- Task statement
Search the listing for the string "index" and copy every line that contains it.

+++

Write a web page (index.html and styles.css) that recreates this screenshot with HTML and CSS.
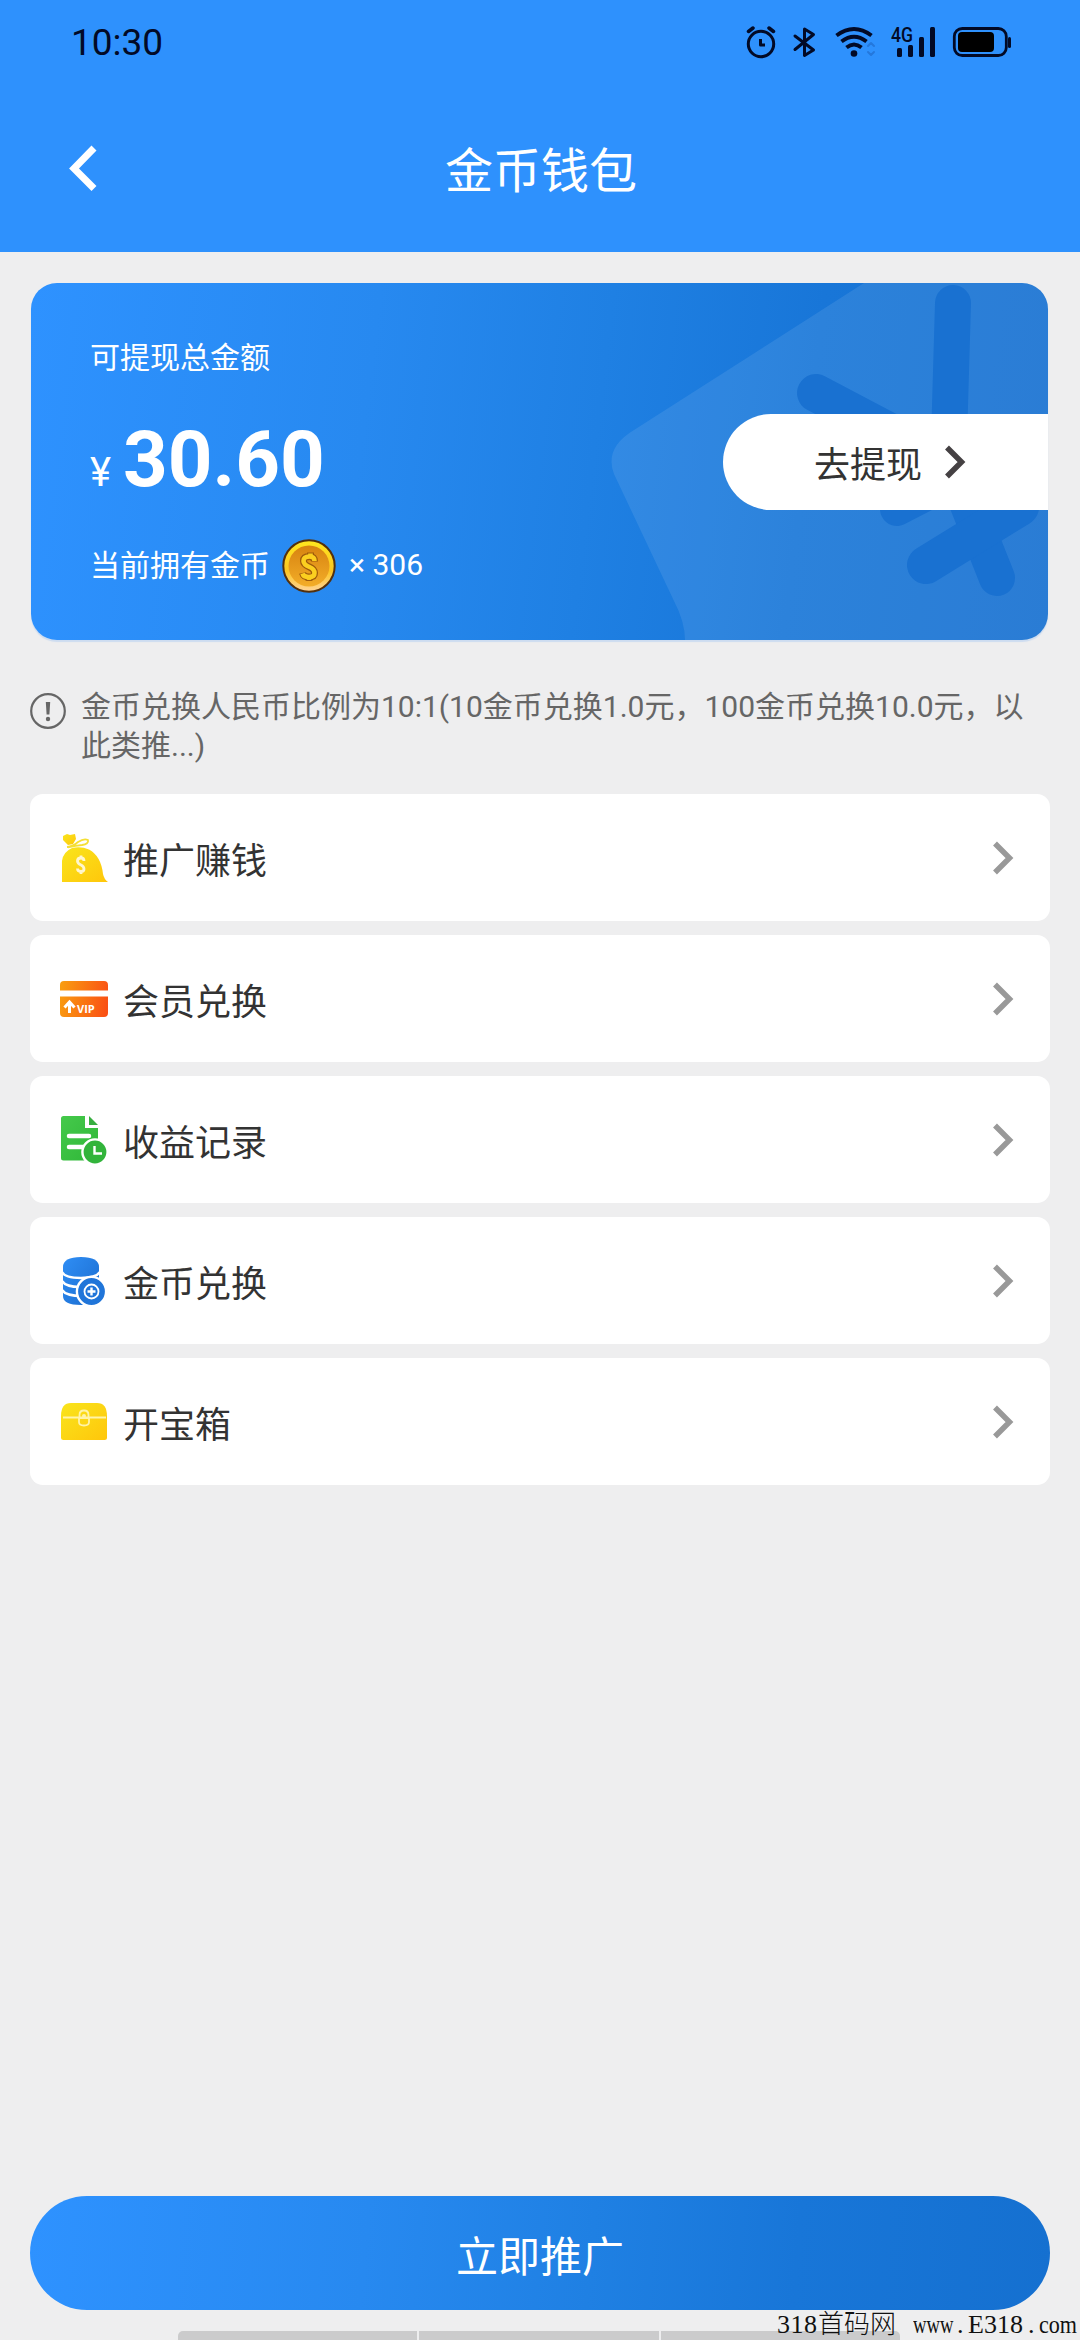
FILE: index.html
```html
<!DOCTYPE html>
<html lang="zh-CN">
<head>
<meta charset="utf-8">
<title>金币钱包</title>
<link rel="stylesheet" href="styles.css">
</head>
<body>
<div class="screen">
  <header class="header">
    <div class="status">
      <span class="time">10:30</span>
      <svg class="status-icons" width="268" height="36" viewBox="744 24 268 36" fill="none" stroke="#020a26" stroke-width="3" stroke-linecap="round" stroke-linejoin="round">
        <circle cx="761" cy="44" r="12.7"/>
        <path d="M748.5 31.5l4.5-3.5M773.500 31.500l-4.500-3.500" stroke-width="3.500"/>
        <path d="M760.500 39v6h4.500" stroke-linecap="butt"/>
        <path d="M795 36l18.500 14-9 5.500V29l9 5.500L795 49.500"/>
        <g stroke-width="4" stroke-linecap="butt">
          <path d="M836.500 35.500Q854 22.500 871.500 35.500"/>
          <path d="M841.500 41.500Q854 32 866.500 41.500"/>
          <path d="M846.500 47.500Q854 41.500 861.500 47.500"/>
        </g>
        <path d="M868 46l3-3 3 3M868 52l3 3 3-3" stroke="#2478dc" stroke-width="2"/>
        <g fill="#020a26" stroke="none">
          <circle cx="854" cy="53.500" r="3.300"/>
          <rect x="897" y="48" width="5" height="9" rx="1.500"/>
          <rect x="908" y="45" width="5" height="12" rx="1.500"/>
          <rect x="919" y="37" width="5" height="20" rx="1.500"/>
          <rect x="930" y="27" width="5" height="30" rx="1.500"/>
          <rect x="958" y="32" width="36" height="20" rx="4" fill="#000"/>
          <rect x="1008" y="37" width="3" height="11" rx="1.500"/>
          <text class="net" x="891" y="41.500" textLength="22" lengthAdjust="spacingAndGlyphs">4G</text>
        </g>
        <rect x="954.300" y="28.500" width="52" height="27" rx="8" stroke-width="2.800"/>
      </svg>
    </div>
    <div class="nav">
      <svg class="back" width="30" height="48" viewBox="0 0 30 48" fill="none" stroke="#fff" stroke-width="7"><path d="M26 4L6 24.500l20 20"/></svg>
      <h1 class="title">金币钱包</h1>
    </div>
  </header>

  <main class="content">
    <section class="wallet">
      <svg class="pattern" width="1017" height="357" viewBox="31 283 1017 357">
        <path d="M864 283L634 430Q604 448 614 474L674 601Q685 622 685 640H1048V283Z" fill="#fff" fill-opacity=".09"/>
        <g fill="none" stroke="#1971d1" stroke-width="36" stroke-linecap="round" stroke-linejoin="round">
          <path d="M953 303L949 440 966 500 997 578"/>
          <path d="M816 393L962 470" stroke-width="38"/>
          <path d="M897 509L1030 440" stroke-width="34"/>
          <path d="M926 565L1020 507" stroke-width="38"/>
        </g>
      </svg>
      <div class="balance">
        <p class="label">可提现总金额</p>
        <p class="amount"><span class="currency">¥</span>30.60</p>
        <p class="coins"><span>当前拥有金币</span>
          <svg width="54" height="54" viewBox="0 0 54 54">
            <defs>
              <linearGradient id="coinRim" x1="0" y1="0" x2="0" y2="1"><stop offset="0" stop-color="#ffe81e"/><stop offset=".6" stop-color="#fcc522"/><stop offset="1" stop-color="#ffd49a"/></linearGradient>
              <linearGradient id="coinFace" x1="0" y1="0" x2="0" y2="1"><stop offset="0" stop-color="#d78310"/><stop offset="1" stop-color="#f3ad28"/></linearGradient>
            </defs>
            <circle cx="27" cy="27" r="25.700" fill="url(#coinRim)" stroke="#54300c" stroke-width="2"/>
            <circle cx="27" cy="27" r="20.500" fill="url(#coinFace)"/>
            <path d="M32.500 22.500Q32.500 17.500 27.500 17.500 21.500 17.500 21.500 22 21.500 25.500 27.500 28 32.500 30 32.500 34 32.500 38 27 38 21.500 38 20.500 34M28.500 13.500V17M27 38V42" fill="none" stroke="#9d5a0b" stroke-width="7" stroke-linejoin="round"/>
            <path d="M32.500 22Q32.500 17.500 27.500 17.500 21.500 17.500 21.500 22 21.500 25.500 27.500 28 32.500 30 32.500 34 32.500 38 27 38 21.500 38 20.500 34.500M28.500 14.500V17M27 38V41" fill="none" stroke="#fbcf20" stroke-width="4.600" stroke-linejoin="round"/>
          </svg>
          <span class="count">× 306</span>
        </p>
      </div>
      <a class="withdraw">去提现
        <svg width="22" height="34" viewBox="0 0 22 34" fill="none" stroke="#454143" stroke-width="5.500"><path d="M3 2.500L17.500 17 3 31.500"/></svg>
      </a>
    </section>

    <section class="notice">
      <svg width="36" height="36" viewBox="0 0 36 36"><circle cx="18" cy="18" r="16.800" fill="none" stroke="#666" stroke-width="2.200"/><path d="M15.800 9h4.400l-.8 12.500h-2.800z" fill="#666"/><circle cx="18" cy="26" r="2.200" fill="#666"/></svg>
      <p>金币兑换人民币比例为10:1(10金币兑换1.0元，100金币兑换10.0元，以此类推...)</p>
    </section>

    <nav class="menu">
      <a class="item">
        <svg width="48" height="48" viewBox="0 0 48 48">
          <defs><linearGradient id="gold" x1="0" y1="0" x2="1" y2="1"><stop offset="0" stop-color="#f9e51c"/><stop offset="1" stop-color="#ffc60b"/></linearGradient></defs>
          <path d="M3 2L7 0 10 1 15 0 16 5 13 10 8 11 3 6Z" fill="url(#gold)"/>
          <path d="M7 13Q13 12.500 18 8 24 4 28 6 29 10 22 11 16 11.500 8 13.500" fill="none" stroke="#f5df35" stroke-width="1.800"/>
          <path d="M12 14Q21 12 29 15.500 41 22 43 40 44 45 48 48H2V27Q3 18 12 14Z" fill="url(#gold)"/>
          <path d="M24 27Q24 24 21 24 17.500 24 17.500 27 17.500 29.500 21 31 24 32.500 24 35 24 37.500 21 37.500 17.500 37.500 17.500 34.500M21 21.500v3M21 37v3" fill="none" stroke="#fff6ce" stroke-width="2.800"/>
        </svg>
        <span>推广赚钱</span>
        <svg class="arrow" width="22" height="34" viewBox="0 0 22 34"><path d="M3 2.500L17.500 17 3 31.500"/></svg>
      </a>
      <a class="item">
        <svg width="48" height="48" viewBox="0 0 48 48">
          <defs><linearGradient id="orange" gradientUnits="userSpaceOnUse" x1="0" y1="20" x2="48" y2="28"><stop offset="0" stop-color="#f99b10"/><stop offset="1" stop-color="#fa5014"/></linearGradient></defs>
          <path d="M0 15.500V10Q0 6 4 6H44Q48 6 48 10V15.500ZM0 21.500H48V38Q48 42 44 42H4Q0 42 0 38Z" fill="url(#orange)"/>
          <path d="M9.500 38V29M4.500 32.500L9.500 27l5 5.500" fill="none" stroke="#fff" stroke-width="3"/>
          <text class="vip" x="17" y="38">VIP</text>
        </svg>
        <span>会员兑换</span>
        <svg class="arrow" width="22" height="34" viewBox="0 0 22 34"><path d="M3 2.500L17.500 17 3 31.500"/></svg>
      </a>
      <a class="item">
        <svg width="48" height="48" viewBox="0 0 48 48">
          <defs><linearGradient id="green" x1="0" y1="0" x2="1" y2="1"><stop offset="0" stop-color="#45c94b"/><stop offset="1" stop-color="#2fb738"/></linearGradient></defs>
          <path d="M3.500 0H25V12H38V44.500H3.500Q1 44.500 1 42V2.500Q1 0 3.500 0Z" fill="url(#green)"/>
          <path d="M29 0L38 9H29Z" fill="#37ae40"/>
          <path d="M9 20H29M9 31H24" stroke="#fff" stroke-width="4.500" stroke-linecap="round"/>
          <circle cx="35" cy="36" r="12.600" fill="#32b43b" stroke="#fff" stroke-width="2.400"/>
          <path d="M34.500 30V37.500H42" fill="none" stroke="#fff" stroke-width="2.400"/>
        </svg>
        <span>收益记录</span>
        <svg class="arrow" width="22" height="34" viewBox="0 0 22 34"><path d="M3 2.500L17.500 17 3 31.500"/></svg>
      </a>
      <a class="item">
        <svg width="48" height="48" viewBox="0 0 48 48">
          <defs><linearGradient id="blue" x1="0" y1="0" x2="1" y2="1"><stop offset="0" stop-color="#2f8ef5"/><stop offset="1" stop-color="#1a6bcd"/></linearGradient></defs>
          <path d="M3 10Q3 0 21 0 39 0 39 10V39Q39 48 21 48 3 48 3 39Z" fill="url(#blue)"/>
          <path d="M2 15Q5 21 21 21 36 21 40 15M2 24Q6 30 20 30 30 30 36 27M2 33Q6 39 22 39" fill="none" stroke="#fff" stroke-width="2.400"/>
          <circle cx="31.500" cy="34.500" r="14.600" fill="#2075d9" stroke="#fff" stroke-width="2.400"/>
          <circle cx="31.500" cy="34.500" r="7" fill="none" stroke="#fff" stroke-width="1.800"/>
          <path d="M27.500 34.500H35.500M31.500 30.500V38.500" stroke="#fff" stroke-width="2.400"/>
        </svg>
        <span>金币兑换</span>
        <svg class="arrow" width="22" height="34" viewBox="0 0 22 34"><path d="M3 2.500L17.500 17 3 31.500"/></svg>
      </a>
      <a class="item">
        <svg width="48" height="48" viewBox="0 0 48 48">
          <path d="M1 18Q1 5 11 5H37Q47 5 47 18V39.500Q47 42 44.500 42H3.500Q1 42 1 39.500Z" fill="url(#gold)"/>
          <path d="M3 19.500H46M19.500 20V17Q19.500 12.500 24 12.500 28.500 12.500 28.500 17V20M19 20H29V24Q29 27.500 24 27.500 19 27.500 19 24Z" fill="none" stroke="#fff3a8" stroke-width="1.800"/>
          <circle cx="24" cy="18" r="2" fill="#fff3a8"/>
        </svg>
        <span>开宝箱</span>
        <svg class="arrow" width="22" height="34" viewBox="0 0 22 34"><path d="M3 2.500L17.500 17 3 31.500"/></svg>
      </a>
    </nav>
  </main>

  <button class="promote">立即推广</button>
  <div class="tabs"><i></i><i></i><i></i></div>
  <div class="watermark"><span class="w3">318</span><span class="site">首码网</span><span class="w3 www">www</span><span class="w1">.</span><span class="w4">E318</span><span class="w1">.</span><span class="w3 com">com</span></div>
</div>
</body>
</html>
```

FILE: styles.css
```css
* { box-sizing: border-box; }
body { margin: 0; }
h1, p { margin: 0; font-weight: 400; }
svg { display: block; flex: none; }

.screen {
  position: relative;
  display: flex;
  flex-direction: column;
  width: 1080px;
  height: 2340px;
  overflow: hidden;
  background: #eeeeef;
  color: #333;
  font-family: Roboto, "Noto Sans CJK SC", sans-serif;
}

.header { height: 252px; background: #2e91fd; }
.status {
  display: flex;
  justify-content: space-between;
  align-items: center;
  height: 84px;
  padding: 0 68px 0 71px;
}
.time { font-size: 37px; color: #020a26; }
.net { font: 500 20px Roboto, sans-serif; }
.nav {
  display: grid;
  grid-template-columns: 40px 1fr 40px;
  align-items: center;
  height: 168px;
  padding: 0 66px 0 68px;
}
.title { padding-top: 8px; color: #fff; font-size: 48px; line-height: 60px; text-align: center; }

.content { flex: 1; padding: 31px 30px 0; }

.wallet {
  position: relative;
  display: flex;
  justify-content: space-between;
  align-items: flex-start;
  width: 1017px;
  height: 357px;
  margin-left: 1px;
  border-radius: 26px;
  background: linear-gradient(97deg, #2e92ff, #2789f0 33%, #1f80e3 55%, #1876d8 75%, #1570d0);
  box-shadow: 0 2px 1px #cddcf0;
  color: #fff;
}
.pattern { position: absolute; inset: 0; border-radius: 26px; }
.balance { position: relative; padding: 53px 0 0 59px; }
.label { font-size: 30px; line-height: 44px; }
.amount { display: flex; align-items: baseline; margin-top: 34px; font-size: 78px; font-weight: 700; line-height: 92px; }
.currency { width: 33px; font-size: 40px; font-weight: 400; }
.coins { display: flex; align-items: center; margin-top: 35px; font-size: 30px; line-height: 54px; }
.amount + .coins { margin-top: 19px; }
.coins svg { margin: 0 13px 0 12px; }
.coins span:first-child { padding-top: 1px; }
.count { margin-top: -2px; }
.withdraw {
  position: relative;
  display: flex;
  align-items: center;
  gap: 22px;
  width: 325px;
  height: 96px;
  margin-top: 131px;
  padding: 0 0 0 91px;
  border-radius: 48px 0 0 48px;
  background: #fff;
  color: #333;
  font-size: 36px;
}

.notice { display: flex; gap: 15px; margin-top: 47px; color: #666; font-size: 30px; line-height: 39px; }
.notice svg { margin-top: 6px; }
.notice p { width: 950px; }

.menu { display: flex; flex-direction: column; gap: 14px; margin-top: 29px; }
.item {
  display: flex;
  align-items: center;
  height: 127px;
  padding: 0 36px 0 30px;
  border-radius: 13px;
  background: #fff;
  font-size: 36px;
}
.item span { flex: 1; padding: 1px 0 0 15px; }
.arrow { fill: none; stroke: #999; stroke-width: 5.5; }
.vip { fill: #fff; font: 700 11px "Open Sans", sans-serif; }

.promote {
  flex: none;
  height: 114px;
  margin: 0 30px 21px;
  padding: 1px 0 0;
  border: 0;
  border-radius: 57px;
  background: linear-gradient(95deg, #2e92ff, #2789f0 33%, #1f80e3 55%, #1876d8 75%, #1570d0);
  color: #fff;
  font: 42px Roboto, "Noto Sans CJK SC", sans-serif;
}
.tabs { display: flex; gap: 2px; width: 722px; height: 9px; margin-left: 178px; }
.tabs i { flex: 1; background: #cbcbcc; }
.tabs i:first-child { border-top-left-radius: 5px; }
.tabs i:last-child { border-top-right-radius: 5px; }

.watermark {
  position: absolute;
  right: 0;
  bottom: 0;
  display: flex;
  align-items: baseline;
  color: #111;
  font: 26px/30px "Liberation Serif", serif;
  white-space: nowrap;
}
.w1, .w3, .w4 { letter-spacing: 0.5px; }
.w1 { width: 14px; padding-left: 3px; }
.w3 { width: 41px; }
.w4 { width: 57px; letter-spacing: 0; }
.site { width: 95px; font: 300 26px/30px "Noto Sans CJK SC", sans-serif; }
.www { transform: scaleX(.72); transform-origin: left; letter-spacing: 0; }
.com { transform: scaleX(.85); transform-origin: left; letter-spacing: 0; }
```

+++

- Complete output
Write a web page (index.html and styles.css) that recreates this screenshot with HTML and CSS.
FILE: index.html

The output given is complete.